Exercise instructions: Look below and pull out each line with the word "React".

========

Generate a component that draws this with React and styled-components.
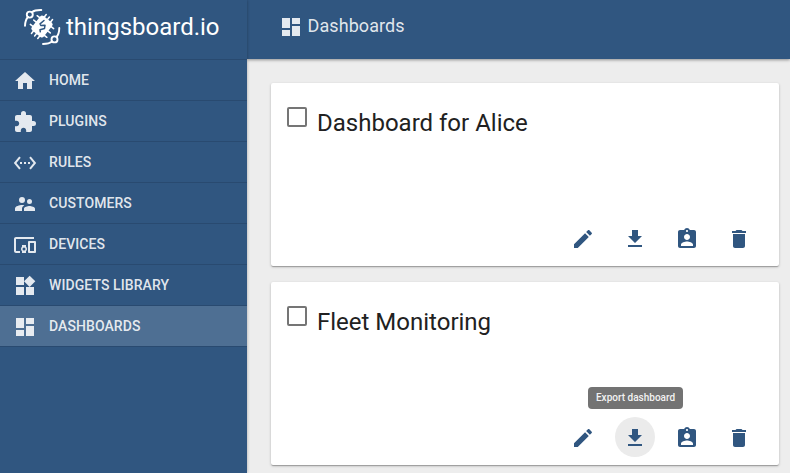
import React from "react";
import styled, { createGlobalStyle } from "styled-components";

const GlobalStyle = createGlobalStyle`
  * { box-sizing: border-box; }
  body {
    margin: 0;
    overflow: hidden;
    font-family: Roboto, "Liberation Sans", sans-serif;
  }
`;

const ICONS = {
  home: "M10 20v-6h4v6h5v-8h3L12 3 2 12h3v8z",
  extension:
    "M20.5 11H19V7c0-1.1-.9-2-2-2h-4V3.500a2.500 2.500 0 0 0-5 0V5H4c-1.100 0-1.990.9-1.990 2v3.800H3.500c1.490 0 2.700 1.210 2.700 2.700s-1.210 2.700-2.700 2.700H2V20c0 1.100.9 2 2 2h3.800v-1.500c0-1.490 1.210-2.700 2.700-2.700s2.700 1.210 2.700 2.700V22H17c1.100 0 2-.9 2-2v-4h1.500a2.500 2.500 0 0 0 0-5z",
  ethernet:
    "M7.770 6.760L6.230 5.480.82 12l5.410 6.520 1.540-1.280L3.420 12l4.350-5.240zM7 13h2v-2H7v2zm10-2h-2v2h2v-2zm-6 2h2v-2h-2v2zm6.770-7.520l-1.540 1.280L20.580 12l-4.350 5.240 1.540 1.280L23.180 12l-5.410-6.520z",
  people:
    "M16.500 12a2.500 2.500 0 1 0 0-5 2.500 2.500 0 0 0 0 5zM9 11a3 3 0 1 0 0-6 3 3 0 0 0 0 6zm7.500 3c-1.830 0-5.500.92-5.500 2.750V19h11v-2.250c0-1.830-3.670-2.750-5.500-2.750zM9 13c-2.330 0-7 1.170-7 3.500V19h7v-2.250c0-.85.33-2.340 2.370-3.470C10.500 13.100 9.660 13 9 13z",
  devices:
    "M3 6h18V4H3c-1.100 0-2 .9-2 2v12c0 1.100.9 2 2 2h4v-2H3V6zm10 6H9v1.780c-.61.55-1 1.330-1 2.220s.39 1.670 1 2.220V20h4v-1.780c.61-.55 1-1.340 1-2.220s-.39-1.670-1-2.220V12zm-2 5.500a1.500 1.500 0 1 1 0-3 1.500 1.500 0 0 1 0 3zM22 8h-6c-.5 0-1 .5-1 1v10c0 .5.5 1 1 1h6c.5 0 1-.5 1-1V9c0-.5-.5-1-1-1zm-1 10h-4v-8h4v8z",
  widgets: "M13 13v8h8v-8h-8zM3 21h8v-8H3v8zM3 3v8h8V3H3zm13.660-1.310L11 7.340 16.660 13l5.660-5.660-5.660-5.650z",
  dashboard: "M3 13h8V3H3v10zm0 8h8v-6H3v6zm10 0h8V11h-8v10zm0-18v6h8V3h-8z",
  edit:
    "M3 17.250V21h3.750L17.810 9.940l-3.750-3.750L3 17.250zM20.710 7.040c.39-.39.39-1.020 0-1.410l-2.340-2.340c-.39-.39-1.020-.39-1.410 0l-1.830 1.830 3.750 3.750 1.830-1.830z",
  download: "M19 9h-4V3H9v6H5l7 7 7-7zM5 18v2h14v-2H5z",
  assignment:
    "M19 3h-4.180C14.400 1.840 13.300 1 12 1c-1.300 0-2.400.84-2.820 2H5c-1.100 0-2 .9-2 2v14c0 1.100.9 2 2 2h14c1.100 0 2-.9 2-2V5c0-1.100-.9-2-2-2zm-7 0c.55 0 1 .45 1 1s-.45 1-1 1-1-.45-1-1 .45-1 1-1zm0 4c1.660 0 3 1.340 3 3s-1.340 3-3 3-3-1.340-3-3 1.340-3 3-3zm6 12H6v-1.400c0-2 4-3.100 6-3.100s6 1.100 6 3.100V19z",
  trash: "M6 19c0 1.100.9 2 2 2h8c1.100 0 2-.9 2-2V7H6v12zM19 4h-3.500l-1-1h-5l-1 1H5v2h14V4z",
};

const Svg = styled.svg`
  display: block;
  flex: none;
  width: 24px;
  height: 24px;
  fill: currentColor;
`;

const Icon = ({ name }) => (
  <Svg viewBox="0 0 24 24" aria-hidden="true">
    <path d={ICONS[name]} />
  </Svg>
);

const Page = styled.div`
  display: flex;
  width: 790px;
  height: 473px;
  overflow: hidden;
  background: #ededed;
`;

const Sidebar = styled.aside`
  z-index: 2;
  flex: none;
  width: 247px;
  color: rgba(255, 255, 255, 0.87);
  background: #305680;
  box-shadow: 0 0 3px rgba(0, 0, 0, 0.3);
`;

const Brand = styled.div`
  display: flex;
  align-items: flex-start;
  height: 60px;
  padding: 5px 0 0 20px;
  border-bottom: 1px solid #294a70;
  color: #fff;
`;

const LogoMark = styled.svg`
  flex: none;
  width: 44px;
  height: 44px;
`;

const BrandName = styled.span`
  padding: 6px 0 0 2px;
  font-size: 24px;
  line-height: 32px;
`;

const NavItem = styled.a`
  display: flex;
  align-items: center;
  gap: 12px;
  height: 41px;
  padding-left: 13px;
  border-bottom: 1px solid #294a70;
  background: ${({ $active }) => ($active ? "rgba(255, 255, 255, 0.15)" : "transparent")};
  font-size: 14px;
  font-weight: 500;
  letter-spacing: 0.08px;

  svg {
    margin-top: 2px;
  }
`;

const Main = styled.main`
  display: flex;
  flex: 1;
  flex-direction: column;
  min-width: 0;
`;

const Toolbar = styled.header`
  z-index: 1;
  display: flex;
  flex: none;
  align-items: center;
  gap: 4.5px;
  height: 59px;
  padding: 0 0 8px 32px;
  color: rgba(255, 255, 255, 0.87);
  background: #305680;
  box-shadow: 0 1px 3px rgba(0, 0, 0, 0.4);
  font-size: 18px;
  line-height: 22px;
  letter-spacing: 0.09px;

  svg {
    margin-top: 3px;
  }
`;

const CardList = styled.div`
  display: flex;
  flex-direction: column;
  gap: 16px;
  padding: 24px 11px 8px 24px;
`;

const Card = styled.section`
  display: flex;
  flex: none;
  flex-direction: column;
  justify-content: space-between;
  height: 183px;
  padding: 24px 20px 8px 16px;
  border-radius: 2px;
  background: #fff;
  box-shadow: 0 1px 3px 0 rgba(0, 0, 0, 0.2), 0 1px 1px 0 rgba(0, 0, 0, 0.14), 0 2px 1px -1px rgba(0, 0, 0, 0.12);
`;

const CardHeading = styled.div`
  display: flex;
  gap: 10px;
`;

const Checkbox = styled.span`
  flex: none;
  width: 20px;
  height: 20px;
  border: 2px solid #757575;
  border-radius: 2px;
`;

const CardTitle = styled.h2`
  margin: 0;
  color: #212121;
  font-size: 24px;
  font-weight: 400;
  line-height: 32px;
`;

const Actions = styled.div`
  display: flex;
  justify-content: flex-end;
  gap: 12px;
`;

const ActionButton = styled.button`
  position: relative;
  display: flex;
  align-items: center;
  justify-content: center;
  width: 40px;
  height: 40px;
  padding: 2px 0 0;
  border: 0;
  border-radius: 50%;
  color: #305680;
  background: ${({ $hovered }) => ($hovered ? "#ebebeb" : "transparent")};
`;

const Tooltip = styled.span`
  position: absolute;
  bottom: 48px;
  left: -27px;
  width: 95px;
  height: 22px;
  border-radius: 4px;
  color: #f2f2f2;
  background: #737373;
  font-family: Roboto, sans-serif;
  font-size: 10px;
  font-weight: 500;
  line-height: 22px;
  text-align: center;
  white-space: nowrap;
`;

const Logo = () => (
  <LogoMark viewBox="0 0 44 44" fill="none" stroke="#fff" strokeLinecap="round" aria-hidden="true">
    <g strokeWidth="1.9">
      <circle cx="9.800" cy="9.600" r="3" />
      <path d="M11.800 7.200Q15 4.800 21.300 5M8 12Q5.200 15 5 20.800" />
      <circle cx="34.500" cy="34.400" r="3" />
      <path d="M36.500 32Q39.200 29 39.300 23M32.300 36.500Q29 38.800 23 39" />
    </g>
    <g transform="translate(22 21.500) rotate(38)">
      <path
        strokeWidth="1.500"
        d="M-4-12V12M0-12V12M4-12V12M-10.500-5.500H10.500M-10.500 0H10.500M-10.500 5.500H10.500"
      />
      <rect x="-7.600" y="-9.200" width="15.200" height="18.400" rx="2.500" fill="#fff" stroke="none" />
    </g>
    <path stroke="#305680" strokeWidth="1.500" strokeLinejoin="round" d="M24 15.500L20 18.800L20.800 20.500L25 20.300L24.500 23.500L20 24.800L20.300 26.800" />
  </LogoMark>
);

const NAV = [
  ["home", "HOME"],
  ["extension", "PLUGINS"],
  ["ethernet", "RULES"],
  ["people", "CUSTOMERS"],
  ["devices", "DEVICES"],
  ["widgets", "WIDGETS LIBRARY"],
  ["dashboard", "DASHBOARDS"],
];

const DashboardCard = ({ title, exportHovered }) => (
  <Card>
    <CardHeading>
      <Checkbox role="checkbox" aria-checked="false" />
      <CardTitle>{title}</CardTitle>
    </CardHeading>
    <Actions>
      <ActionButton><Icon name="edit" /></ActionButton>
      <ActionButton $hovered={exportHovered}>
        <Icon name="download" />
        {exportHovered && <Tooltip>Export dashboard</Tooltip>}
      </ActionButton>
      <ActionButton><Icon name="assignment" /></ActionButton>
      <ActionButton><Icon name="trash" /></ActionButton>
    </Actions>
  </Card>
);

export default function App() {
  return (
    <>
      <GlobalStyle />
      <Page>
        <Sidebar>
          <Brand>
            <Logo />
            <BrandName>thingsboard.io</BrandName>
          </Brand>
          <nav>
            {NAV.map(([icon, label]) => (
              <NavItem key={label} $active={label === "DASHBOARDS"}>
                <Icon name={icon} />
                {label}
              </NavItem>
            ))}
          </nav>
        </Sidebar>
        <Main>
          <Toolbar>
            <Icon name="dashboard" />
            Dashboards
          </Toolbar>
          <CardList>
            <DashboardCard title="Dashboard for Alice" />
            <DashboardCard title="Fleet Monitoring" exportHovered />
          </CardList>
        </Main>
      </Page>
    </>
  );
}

========

Expected answer:
Generate a component that draws this with React and styled-components.
import React from "react";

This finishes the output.